De la même manière, elle a fait sienne la phrase souvent entendue : « On crée beaucoup mais on diffuse trop peu. » Le problème est complexe, même si elle considère que la défaillance dans l’insertion professionnelle des jeunes est un sujet de préoccupation fort : « À chaque sortie de promotion d’école ou de Conservatoire, des compagnies se créent. » Or, une compagnie est faite pour créer, d’autant plus dans un système où l’aide au projet estime à la création que vous portez. Dans ces conditions, elle souhaite s’atteler à trouver une réponse à cette question : comment faire pour qu’il y ait d’autres solutions que de créer une compagnie ?

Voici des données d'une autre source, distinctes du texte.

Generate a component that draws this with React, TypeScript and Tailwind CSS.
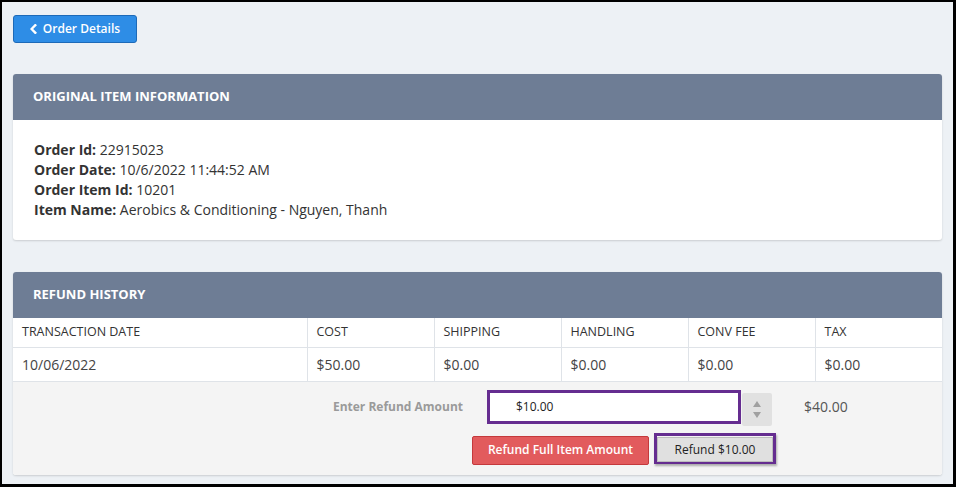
const columns = ['Transaction Date', 'Cost', 'Shipping', 'Handling', 'Conv Fee', 'Tax'];
const row = ['10/06/2022', '$50.00', '$0.00', '$0.00', '$0.00', '$0.00'];

const info = [
  { label: 'Order Id:', value: '22915023' },
  { label: 'Order Date:', value: '10/6/2022 11:44:52 AM' },
  { label: 'Order Item Id:', value: '10201' },
  { label: 'Item Name:', value: 'Aerobics & Conditioning - Nguyen, Thanh' },
];

const PanelHeader = ({ title }: { title: string }) => (
  <div className="h-[46px] bg-[#6e7d95] rounded-t-[3px] flex items-center pl-5">
    <h2 className="text-[13px] font-bold uppercase text-white">{title}</h2>
  </div>
);

const App = () => {
  return (
    <div
      className="w-[956px] h-[487px] bg-[#edf1f5] border-l-2 border-t-2 border-r-[3px] border-b-[3px] border-black px-[11px] pt-[13px] text-[#333]"
      style={{ fontFamily: '"Open Sans", "Liberation Sans", sans-serif' }}
    >
      <button className="h-[28px] w-[124px] rounded-[3px] bg-[#2e8de6] border border-[#1d6ab8] text-white text-[12px] font-semibold flex items-center justify-center gap-[6px]">
        <svg width="7" height="10" viewBox="0 0 7 10" fill="none">
          <path d="M5.3 1.2 L1.6 5 L5.3 8.8" stroke="white" strokeWidth="2.4" strokeLinecap="square" />
        </svg>
        Order Details
      </button>

      {/* Original Item */}
      <div className="mt-[31px] bg-white rounded-[3px] shadow-[0_1px_2px_rgba(0,0,0,0.15)]">
        <PanelHeader title="Original Item Information" />
        <div className="px-[21px] py-5 text-[14px] leading-[20px]">
          {info.map((i) => (
            <p key={i.label}>
              <span className="font-bold">{i.label}</span> {i.value}
            </p>
          ))}
        </div>
      </div>

      {/* Refund History */}
      <div className="mt-[32px] bg-white rounded-[3px] shadow-[0_1px_2px_rgba(0,0,0,0.15)]">
        <PanelHeader title="Refund History" />
        <table className="w-full border-collapse table-fixed">
          <colgroup>
            <col className="w-[294px]" />
            <col className="w-[127px]" />
            <col className="w-[127px]" />
            <col className="w-[127px]" />
            <col className="w-[127px]" />
            <col />
          </colgroup>
          <thead>
            <tr className="h-[29px] border-b border-[#dfe3e8]">
              {columns.map((c, idx) => (
                <th
                  key={c}
                  className={`text-left font-normal uppercase text-[12.5px] pl-[9px] text-[#333] ${idx > 0 ? 'border-l border-[#dfe3e8]' : ''}`}
                >
                  {c}
                </th>
              ))}
            </tr>
          </thead>
          <tbody>
            <tr className="h-[34px] border-b border-[#dfe3e8]">
              {row.map((v, idx) => (
                <td
                  key={idx}
                  className={`text-[14px] pl-[9px] text-[#444] ${idx > 0 ? 'border-l border-[#dfe3e8]' : ''}`}
                >
                  {v}
                </td>
              ))}
            </tr>
          </tbody>
        </table>

        <div className="bg-[#f4f4f4] h-[93px] pt-[8px] rounded-b-[3px]">
          <div className="flex items-start h-[38px]">
            <label className="w-[450px] h-[34px] flex items-center justify-end text-[12px] font-bold text-[#9a9a9a]">
              Enter Refund Amount
            </label>
            <div className="ml-[24px] w-[254px] h-[34px] border-[3px] border-[#652d90] bg-white flex items-center pl-[26px] text-[12px] text-[#222]">
              $10.00
            </div>
            <div className="ml-px mt-[3px] w-[30px] h-[33px] bg-[#e1e1e1] rounded-[2px] flex flex-col items-center justify-center gap-[5px]">
              <span className="w-0 h-0 border-l-[4px] border-r-[4px] border-b-[6px] border-l-transparent border-r-transparent border-b-[#a0a0a0]" />
              <span className="w-0 h-0 border-l-[4px] border-r-[4px] border-t-[6px] border-l-transparent border-r-transparent border-t-[#a0a0a0]" />
            </div>
            <span className="ml-[32px] h-[34px] flex items-center text-[14px] text-[#555]">$40.00</span>
          </div>
          <div className="flex items-start mt-[5px] pl-[459px]">
            <button className="mt-[3px] h-[29px] w-[177px] rounded-[2px] bg-[#e25b5d] border border-[#c4393c] text-white text-[12px] font-semibold">
              Refund Full Item Amount
            </button>
            <div className="ml-[5px] w-[122px] h-[31px] border-[3px] border-[#652d90] shadow-[1px_2px_2px_rgba(0,0,0,0.3)]">
              <button className="w-full h-full bg-[#e0e0e0] border border-[#bdbdbd] text-[12px] text-[#222]">
                Refund $10.00
              </button>
            </div>
          </div>
        </div>
      </div>
    </div>
  );
};

export default App;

Si des changements sont à attendre dans l’avenir, elle souhaite faire vivre la politique du spectacle vivant en respectant ses emblèmes forts, dont les labels font partie. La réflexion actuelle n’est pas de faire la révolution mais de travailler sur les expérimentations qui pourraient être faites pour travailler autrement dans le cadre d’autres économies. Cela ne doit pas conduire à opposer les labels avec des façons de travailler plus innovantes. Mais, pour elle, les discussions avec les équipes des lieux sont trop souvent administratives. Elle aspire à ce qu’on en revienne au projet, à sa vitalité, quitte à être le cas échéant plus souple avec le cahier des charges.
C’est un appel qui a été très bien reçu. Cécile Backes a résumé cette démarche par « donner la possibilité aux lieux de faire un pas de côté ».